Traditional software governance, often characterized by static compliance checklists, infrequent quarterly audits, and retrospective reviews, is fundamentally incapable of keeping pace with the dynamic nature of Artificial Intelligence (AI) systems. In the rapidly evolving landscape of AI, where machine learning (ML) models can retrain or drift in performance between meticulously scheduled operational syncs, a reactive approach is no longer viable. By the time an issue is identified through these outdated methods, hundreds, if not thousands, of erroneous decisions may have already been made, creating a complex and often unresolvable tangle of consequences. To effectively manage AI, governance must transition from an after-the-fact compliance review to an inline, continuous process. This necessitates the adoption of what can be termed an "audit loop": a real-time, integrated compliance framework that operates seamlessly alongside AI development and deployment without stifling innovation. This article delves into the practical implementation of such continuous AI compliance, exploring strategies like shadow mode rollouts, sophisticated drift and misuse monitoring, and the meticulous engineering of audit logs for direct legal defensibility.
The shift from reactive checks to an inline "audit loop" is a direct response to the accelerated pace of AI. In eras when systems operated at human speeds, periodic compliance checks were sufficient. However, AI operates on a fundamentally different timeline, constantly processing data and making inferences without waiting for the next scheduled review meeting. The transition to an inline audit loop signifies a paradigm shift where audits are not sporadic events but an ongoing, integrated aspect of the AI lifecycle. This means that compliance and risk management must be "baked in" from the initial stages of development through to production, rather than being an afterthought. This integration involves establishing live metrics and robust guardrails that continuously monitor AI behavior as it unfolds, triggering immediate alerts the moment any deviation from expected performance or policy adherence is detected.

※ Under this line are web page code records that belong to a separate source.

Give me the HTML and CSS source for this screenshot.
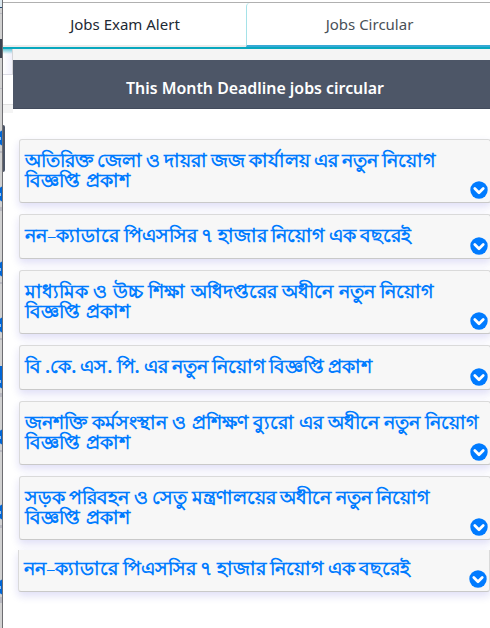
FILE: index.html
```html
<!DOCTYPE html>
<html lang="bn">
<head>
<meta charset="utf-8">
<title>Jobs Circular</title>
<link rel="stylesheet" href="styles.css">
</head>
<body>
<svg width="0" height="0" class="defs" aria-hidden="true">
  <symbol id="chevron" viewBox="0 0 18 18">
    <circle cx="9" cy="9" r="8.7" fill="#007bff"/>
    <path d="M4.8 7.6 9 11.7l4.2-4.1" fill="none" stroke="#fff" stroke-width="2.8" stroke-linecap="round" stroke-linejoin="round"/>
  </symbol>
</svg>
<div class="app">
  <svg class="rail" width="3" height="628" viewBox="0 0 3 628" aria-hidden="true">
    <rect width="3" height="628" fill="#d1d1d1"/>
    <path fill="#b8b8c0" d="M0 13h2v1H0zM0 88h2v1H0zM0 151h2v2H0zM0 207h2v4H0zM0 282h2v2H0zM0 338h2v2H0zM0 393h2v4H0zM0 450h2v2H0zM0 525h2v3H0zM0 597h2v6H0z"/>
    <path fill="#dce8ef" d="M0 0h2v7H0z"/>
    <path fill="#234b78" d="M0 7h2v1H0z"/>
    <path fill="#3c4350" d="M0 39h2v19H0z"/>
    <g fill="#0066d6">
      <circle cx="5" cy="138" r="8"/><circle cx="5" cy="194" r="8"/><circle cx="5" cy="269" r="8"/><circle cx="5" cy="325" r="8"/>
      <path d="M0 366h2v9H0z"/><circle cx="5" cy="381" r="8"/><circle cx="5" cy="437" r="8"/><circle cx="5" cy="512" r="8"/><circle cx="5" cy="587" r="8"/>
    </g>
    <path fill="#fff" d="M0 137h1v3H0zM0 193h1v3H0zM0 268h1v3H0zM0 324h1v3H0zM0 380h1v3H0zM0 436h1v3H0zM0 511h1v3H0zM0 586h1v3H0z" opacity=".6"/>
    <path fill="#6e6e72" d="M2 0h1v628H2z"/>
  </svg>
  <div class="page">
    <nav class="tabs">
      <a class="tab">Jobs Exam Alert</a>
      <a class="tab active">Jobs Circular</a>
    </nav>
    <div class="banner">
      <div class="edge"><div class="edge-card"></div><div class="edge-foot"></div></div>
      <h1>This Month Deadline jobs circular</h1>
    </div>
    <div class="marker"></div>
    <main class="list">
      <article class="card tight"><h2>অতিরিক্ত জেলা ও দায়রা জজ কার্যালয় এর নতুন নিয়োগ<br><span>বিজ্ঞপ্তি প্রকাশ</span></h2><svg class="icon"><use href="#chevron"/></svg></article>
      <article class="card short snug"><h2>নন<i>–</i>ক্যাডারে পিএসসির ৭ হাজার নিয়োগ এক বছরেই</h2><svg class="icon"><use href="#chevron"/></svg></article>
      <article class="card loose"><h2>মাধ্যমিক ও উচ্চ শিক্ষা অধিদপ্তরের অধীনে নতুন নিয়োগ<br><span>বিজ্ঞপ্তি প্রকাশ</span></h2><svg class="icon"><use href="#chevron"/></svg></article>
      <article class="card short tight"><h2>বি .কে. এস. পি. এর নতুন নিয়োগ বিজ্ঞপ্তি প্রকাশ</h2><svg class="icon"><use href="#chevron"/></svg></article>
      <article class="card wide"><h2>জনশক্তি কর্মসংস্থান ও প্রশিক্ষণ ব্যুরো এর অধীনে নতুন নিয়োগ<br><span>বিজ্ঞপ্তি প্রকাশ</span></h2><svg class="icon"><use href="#chevron"/></svg></article>
      <article class="card snug"><h2>সড়ক পরিবহন ও সেতু মন্ত্রণালয়ের অধীনে নতুন নিয়োগ<br><span>বিজ্ঞপ্তি প্রকাশ</span></h2><svg class="icon"><use href="#chevron"/></svg></article>
      <article class="card short snug last"><h2>নন<i>–</i>ক্যাডারে পিএসসির ৭ হাজার নিয়োগ এক বছরেই</h2><svg class="icon"><use href="#chevron"/></svg></article>
    </main>
  </div>
</div>
</body>
</html>
```
FILE: styles.css
```css
* { box-sizing: border-box; }
body { margin: 0; background: #fff; font-family: "Noto Sans", "Open Sans", sans-serif; overflow: hidden; }
.defs { position: absolute; }
.app { display: flex; width: 490px; height: 628px; overflow: hidden; }
.rail { flex: none; display: block; }
.page { flex: 1; min-width: 0; }
.tabs { position: relative; z-index: 1; display: flex; height: 49px; background: linear-gradient(#fff 2px, #b0b0b0 2px, #b0b0b0 3px, #fff 3px); border-bottom: 2px solid #08a8be; }
.tab { height: 44px; margin-top: 3px; border-bottom: 2px solid #ebebeb; width: 243px; flex: none; padding-left: 1px; text-align: center; font-size: 15px; line-height: 43px; color: #212934; }
.tab.active { width: 245px; color: #495057; border-left: 1px solid #a5e2e8; border-bottom-color: #36a9d6; border-top-left-radius: 4px; }
.banner { display: flex; position: relative; z-index: 2; height: 64px; }
.edge { width: 10px; flex: none; }
.edge-card { height: 26px; border-right: 1px solid #d5d5d8; border-bottom: 1px solid #dcdce5; background: linear-gradient(#08a8be99, #08a8be00 5px), linear-gradient(90deg, #fff, #f0f0fb); }
.edge-foot { height: 38px; background: linear-gradient(#fff 29px, #e1e1e1 29px, #e1e1e1 30px, #f4f4f4 30px); }
h1 { flex: 1; height: 60px; margin: 0; border-top: 11px solid #f4f4f4; border-bottom: 1px solid #434b5c; background: #4d5667; color: #fff; font-size: 15.9px; font-weight: 600; line-height: 57px; padding-left: 7px; text-align: center; }
.marker { width: 2px; height: 47px; margin-top: 12px; background: #4d5667; border-radius: 0 2px 2px 0; }
.list { display: flex; flex-direction: column; gap: 11px; margin-top: -33px; padding-left: 16px; }
.card { display: flex; height: 64px; width: 472px; border: 1px solid #dadada; border-bottom: 1px solid #c9c9c9; border-radius: 3px; background: #f7f7f7; padding: 11px 2.5px 3px 5px; box-shadow: 0 4px 8px rgba(30, 20, 190, .14); }
.card.short { height: 45px; }
.card.last { margin: -1px 0 0 -1px; height: 42px; border-top: 0; border-radius: 0 0 3px 3px; padding-top: 9px; }
h2 { flex: 1; min-width: 0; margin: 0; font-size: 18.8px; line-height: 19px; font-weight: 600; color: #007bff; white-space: nowrap; }
.tight h2 { word-spacing: -.9px; }
.snug h2 { word-spacing: -.4px; }
.loose h2 { word-spacing: .6px; }
.wide h2 { word-spacing: .3px; }
h2 i { font-style: normal; font-weight: 300; }
.card h2 span { font-size: 19.2px; line-height: 1; word-spacing: 1.5px; }
.icon { width: 18px; height: 18px; flex: none; align-self: flex-end; margin-left: -18px; }
```
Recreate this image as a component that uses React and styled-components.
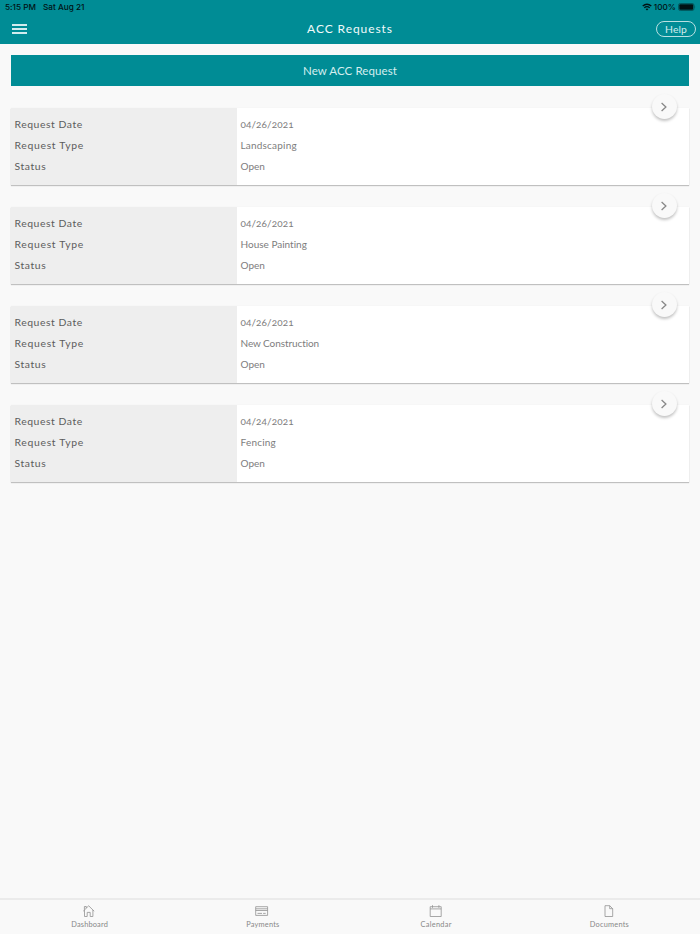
import React from "react";
import styled, { createGlobalStyle } from "styled-components";

const Global = createGlobalStyle`
  * { box-sizing: border-box; }
  body { margin: 0; background: #f9f9f9; }
  button { font: inherit; padding: 0; border: 0; cursor: pointer; }
`;

const Page = styled.div`
  width: 100%;
  height: 934px;
  display: flex;
  flex-direction: column;
  background: #f9f9f9;
  font-family: Lato, "Open Sans", sans-serif;
  font-variant-ligatures: none;
  color: #666;
`;

const Header = styled.header`
  height: 44px;
  flex: none;
  background: #008c95;
`;

const StatusBar = styled.div`
  height: 14px;
  padding: 0 4px 0 5px;
  display: flex;
  align-items: center;
  font: 500 8.2px/14px Inter, sans-serif;
  letter-spacing: 0.02px;
  color: #001214;
`;

const DateText = styled.span`
  margin-left: 7px;
  letter-spacing: 0;
`;

const DeviceState = styled.div`
  margin-left: auto;
  display: flex;
  align-items: center;
  gap: 2px;
`;

const NavBar = styled.div`
  height: 30px;
  padding: 0 4px 0 12px;
  display: grid;
  grid-template-columns: 1fr auto 1fr;
  align-items: center;
`;

const MenuButton = styled.button`
  display: flex;
  flex-direction: column;
  gap: 2px;
  width: 15px;
  background: none;
`;

const MenuLine = styled.span`
  height: 2px;
  background: #d2ecee;
`;

const Title = styled.h1`
  margin: 0 8px 0 0;
  font-size: 12px;
  line-height: 30px;
  font-weight: 400;
  letter-spacing: 0.93px;
  color: #f2fafa;
`;

const HelpButton = styled.button`
  && {
    justify-self: end;
    width: 40px;
    height: 16px;
    border: 1px solid #b9e0e2;
    border-radius: 8px;
    background: none;
    color: #d2ecee;
    font-size: 10.4px;
    line-height: 14px;
    letter-spacing: 0.1px;
  }
`;

const Main = styled.main`
  flex: 1;
  padding: 11px 11px 0;
`;

const NewRequest = styled.button`
  && {
    display: block;
    width: 100%;
    height: 31px;
    background: #008c95;
    color: #d6eeef;
    font-size: 11.5px;
    line-height: 31px;
    letter-spacing: 0.08px;
  }
`;

const List = styled.div`
  margin-top: 22px;
  display: grid;
  gap: 22px;
`;

const Card = styled.article`
  position: relative;
  height: 77px;
  display: grid;
  grid-template-columns: 226px 1fr;
  background: #fff;
  box-shadow: 0 1px 1px rgba(0, 0, 0, 0.22), 0 0 1px rgba(0, 0, 0, 0.06);
`;

const Column = styled.div`
  padding: 6px 3.5px;
  display: grid;
  grid-auto-rows: 21.2px;
  align-content: start;
  line-height: 21px;
`;

const Labels = styled(Column)`
  background: #eee;
`;

const Label = styled.span`
  font-size: 10.4px;
  font-weight: 400;
  color: #5c5c5c;
  letter-spacing: ${(p) => p.$spacing}px;
`;

const Value = styled.span`
  font-size: 10px;
  color: #7d7d7d;
  font-variant-numeric: oldstyle-nums;
  letter-spacing: ${(p) => p.$spacing}px;
`;

const OpenButton = styled.button`
  position: absolute;
  right: 12.5px;
  top: -14px;
  width: 25px;
  height: 25px;
  border-radius: 50%;
  display: grid;
  place-items: center;
  background: #f9f9f9;
  box-shadow: 0 2px 3px rgba(0, 0, 0, 0.24);
`;

const TabBar = styled.nav`
  height: 36px;
  flex: none;
  padding: 0 4px 0 3px;
  display: grid;
  grid-template-columns: repeat(4, 1fr);
  border-top: 2px solid #ebebeb;
  background: #f9f9f9;
`;

const Tab = styled.a`
  display: flex;
  flex-direction: column;
  align-items: center;
  padding-top: 4px;
  font-size: 7.4px;
  line-height: 10px;
  letter-spacing: ${(p) => p.$spacing}px;
  color: #888;
`;

const TabIcon = styled.svg`
  width: 16px;
  height: 14px;
  margin: 0 1px 2px 0;
  transform: translateX(-0.5px);
  fill: none;
  stroke: #929292;
  stroke-width: 0.8;
`;

const requests = [
  ["04/26/2021", "Landscaping", 0.2],
  ["04/26/2021", "House Painting", 0],
  ["04/26/2021", "New Construction", -0.08],
  ["04/24/2021", "Fencing", 0.2],
];

const tabs = [
  ["Dashboard", 0.17, <path d="M2.7 7.2 8.2 1.8l5.5 5.4M4 6V12.5h2.7V8.4h3v4.1h2.7V6M3.9 5.8V2.5h1.9v1.6" />],
  ["Payments", 0.2, <path d="M2.2 2.7h11.9v8.7H2.2zM2.2 4.8h11.9M2.2 6.5h11.9M4 9.4h4.5M9.6 9.4h2.6" />],
  ["Calendar", 0.27, <path d="M2.7 2.7h11v9.8h-11zM2.7 4.9h11M5 1.2v2.6M11.4 1.2v2.6" />],
  ["Documents", 0.2, <path d="M4.5 1.7h4.7l3 3v7.8H4.5zM9.2 1.7v3h3" />],
];

export default function App() {
  return (
    <Page>
      <Global />
      <Header>
        <StatusBar>
          <span>5:15 PM</span>
          <DateText>Sat Aug 21</DateText>
          <DeviceState>
            <svg width="10" height="8" viewBox="0 0 10 8" fill="none" stroke="#001214" strokeWidth="1.35">
              <path d="M.7 3.1Q5-.7 9.3 3.1M2.3 4.8Q5 2.5 7.7 4.8" />
              <path d="M3.6 6 5 7.5 6.4 6Q5 5 3.6 6Z" fill="#001214" stroke="none" />
            </svg>
            <span>100%</span>
            <svg width="18" height="8" viewBox="0 0 18 8">
              <rect x=".5" y=".5" width="15.5" height="7" rx="1.8" fill="none" stroke="#00464b" strokeWidth=".7" />
              <rect x="1.3" y="1.3" width="13.9" height="5.4" rx="1" fill="#001214" />
              <path d="M16.7 2.7q1 1.3 0 2.6z" fill="#00464b" />
            </svg>
          </DeviceState>
        </StatusBar>
        <NavBar>
          <MenuButton aria-label="Menu">
            <MenuLine />
            <MenuLine />
            <MenuLine />
          </MenuButton>
          <Title>ACC Requests</Title>
          <HelpButton>Help</HelpButton>
        </NavBar>
      </Header>
      <Main>
        <NewRequest>New ACC Request</NewRequest>
        <List>
          {requests.map(([date, type, spacing], i) => (
            <Card key={i}>
              <Labels>
                <Label $spacing={0.54}>Request Date</Label>
                <Label $spacing={0.68}>Request Type</Label>
                <Label $spacing={0.58}>Status</Label>
              </Labels>
              <Column>
                <Value $spacing={0.1}>{date}</Value>
                <Value $spacing={spacing}>{type}</Value>
                <Value $spacing={0}>Open</Value>
              </Column>
              <OpenButton aria-label="Open request">
                <svg width="8" height="10" viewBox="0 0 8 10" fill="none" stroke="#888" strokeWidth="1.3">
                  <path d="m1.6 1 4.3 4-4.3 4" />
                </svg>
              </OpenButton>
            </Card>
          ))}
        </List>
      </Main>
      <TabBar>
        {tabs.map(([name, spacing, icon]) => (
          <Tab key={name} $spacing={spacing}>
            <TabIcon viewBox="0 0 16 14">{icon}</TabIcon>
            {name}
          </Tab>
        ))}
      </TabBar>
    </Page>
  );
}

Consider the implementation of drift detectors, which can automatically alert teams when a model’s predictions begin to diverge significantly from its training distribution or when confidence scores fall below predefined acceptable levels. In this continuous model, governance evolves from a series of static quarterly snapshots into a dynamic, streaming process that generates real-time alerts whenever an AI system operates outside its defined confidence bands. This proactive stance is crucial for maintaining the integrity and reliability of AI deployments.
Beyond technological solutions, a significant cultural shift is imperative. Compliance teams must evolve from their traditional role as retrospective auditors to becoming proactive "co-pilots" in the AI development process. In practice, this translates to close collaboration between compliance professionals and AI engineers. Together, they can define policy guardrails, establish key performance indicators (KPIs), and continuously monitor these indicators in real-time. With the right tools and a collaborative mindset, real-time AI governance can effectively "nudge" and intervene early in the AI lifecycle, guiding teams to course-correct without introducing delays to innovation. When executed effectively, continuous governance fosters trust rather than friction, providing shared visibility into AI operations for both the developers and regulatory bodies. This transparency replaces the anxiety of potential post-deployment surprises with a sense of shared responsibility and control. The following strategies illustrate how this crucial balance can be achieved.
Shadow mode rollouts represent a particularly effective framework for achieving continuous AI compliance. This strategy involves deploying new AI models or agent features in parallel with existing systems. The new AI receives real-time production inputs, but its outputs are not used to influence actual decisions or user-facing interactions. Instead, the legacy model or established process continues to handle critical decisions, while the new AI’s outputs are meticulously captured for in-depth analysis and validation. This creates a safe, virtual sandbox where the AI’s behavior can be rigorously vetted under authentic operational conditions. As highlighted by global law firm Morgan Lewis, "Shadow-mode operation requires the AI to run in parallel without influencing live decisions until its performance is validated," thereby providing organizations with a secure environment to test and refine changes.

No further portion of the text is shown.